• STATED GOAL: Pull each line holding "this" out of the entries below.

• AVAILABLE RECORDS:
^^^^^^^^^^^^^^^^
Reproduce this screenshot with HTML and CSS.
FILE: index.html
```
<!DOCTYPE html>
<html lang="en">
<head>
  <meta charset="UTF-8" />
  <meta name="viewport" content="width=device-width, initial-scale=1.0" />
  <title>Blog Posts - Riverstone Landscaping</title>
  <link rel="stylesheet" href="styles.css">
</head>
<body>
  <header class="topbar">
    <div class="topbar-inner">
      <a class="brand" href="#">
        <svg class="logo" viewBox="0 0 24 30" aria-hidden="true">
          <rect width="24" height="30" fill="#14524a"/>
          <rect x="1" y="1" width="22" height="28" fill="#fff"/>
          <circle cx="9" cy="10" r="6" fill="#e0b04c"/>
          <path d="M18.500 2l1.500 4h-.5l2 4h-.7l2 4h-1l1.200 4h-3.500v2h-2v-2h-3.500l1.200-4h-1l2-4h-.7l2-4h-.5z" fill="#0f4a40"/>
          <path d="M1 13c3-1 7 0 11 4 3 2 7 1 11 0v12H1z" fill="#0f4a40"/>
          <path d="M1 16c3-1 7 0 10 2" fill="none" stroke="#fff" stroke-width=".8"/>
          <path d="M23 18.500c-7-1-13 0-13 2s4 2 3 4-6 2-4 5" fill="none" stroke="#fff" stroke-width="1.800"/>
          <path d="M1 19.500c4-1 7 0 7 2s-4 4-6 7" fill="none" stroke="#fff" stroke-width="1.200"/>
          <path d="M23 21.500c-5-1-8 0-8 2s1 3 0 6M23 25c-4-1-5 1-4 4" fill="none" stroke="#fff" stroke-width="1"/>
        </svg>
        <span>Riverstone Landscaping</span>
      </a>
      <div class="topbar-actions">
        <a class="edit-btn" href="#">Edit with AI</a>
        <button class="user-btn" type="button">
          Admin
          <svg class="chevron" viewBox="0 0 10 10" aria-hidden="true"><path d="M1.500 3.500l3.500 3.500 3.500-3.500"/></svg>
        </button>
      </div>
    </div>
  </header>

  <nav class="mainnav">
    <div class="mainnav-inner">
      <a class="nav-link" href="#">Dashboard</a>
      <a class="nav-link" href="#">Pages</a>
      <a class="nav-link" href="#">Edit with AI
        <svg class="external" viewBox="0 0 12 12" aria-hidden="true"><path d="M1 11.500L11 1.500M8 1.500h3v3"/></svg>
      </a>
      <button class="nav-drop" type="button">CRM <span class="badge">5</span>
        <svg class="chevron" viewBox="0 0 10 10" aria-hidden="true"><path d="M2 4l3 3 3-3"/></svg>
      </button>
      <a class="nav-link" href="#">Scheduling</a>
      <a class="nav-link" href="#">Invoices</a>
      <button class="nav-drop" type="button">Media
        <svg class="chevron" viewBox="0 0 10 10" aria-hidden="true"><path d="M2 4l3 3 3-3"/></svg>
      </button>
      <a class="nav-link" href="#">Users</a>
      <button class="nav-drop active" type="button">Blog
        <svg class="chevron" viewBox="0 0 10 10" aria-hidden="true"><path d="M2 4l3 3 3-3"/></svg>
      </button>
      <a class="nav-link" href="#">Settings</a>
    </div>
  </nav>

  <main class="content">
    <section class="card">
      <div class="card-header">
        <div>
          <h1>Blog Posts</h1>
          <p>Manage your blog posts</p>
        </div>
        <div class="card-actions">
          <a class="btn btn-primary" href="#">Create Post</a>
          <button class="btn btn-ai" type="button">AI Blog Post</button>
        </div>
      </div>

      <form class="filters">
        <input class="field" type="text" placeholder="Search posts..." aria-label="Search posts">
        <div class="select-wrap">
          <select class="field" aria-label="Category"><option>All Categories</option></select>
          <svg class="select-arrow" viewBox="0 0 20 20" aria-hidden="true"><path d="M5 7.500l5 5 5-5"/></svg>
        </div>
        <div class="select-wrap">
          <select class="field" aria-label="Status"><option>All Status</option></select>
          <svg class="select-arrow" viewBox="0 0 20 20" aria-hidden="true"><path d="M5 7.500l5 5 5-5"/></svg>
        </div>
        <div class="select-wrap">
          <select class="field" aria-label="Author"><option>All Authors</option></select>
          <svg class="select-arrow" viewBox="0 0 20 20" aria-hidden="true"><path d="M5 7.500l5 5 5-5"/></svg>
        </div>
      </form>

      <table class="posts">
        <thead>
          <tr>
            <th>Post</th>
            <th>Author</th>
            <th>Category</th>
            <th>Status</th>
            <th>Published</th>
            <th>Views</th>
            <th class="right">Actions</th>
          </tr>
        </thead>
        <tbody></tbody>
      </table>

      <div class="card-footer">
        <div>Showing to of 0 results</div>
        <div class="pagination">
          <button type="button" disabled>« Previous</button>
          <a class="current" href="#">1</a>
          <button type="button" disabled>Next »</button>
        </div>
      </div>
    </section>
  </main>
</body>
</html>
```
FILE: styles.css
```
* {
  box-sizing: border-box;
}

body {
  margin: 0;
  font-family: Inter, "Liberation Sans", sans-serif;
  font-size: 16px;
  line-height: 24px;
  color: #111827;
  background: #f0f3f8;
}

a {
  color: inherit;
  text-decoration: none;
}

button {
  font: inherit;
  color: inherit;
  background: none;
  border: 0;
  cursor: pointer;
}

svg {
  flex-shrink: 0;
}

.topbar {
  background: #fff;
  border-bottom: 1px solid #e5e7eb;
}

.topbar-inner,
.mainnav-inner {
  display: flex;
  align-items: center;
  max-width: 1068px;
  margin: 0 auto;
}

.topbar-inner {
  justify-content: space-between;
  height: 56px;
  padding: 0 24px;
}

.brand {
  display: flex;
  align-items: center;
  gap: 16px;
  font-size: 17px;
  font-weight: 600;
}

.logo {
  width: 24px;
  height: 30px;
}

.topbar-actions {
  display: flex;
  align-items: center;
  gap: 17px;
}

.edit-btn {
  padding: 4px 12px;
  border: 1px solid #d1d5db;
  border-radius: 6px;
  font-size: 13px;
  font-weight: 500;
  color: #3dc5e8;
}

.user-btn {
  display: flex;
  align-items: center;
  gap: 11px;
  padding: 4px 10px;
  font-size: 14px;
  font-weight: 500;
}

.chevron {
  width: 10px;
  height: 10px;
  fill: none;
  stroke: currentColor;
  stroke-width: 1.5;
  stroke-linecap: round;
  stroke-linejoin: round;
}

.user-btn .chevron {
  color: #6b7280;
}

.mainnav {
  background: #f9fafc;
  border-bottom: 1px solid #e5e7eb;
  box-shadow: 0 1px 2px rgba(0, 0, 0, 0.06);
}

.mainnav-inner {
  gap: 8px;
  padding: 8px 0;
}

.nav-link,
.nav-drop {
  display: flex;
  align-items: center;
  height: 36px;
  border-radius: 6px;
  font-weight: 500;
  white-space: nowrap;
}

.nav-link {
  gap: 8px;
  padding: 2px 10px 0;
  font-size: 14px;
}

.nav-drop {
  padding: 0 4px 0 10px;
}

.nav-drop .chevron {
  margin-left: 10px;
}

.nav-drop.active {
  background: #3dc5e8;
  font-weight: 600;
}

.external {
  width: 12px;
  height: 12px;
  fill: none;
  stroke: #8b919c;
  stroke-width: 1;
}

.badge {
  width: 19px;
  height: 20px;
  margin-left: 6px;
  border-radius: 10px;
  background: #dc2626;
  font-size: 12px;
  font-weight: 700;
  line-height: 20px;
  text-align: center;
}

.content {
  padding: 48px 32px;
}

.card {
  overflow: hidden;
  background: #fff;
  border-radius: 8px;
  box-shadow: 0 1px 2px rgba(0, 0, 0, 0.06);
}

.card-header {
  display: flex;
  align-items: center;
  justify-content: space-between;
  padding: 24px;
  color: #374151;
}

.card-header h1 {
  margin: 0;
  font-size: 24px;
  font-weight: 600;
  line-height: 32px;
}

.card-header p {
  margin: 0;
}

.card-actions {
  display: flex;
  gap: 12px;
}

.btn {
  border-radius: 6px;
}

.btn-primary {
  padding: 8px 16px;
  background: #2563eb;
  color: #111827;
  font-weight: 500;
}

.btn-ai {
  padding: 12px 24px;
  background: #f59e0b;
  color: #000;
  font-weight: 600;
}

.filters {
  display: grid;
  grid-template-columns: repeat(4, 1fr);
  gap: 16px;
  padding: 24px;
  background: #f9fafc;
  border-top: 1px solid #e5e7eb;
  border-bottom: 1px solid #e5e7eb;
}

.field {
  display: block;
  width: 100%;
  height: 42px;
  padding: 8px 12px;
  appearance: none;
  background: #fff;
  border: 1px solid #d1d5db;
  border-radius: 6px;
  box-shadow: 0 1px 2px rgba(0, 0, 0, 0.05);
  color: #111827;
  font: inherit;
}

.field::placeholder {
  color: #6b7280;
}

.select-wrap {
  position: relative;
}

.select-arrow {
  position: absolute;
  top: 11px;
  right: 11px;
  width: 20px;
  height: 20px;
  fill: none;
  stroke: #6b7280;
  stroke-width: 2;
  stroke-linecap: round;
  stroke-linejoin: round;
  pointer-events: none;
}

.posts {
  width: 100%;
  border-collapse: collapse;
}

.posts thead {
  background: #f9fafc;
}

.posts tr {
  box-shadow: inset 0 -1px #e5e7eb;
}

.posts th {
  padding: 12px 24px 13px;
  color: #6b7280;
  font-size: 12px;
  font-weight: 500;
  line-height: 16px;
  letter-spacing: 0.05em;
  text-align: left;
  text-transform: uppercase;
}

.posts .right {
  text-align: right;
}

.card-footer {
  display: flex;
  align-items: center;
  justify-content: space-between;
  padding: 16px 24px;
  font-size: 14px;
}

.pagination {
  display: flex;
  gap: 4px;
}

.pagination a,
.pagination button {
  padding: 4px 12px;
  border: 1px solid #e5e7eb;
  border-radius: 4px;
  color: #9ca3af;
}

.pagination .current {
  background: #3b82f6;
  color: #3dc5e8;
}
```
^^^^^^^^^^^^^^^^
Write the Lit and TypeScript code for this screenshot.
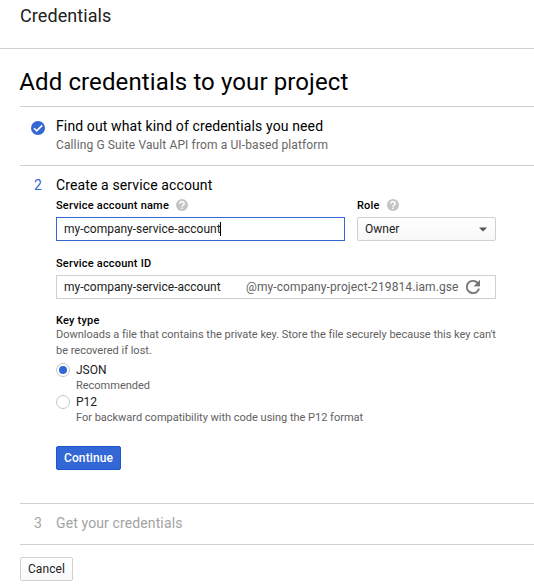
^^^^^^^^^^^^^^^^
• REPLY:
Reproduce this screenshot with HTML and CSS.
Write the Lit and TypeScript code for this screenshot.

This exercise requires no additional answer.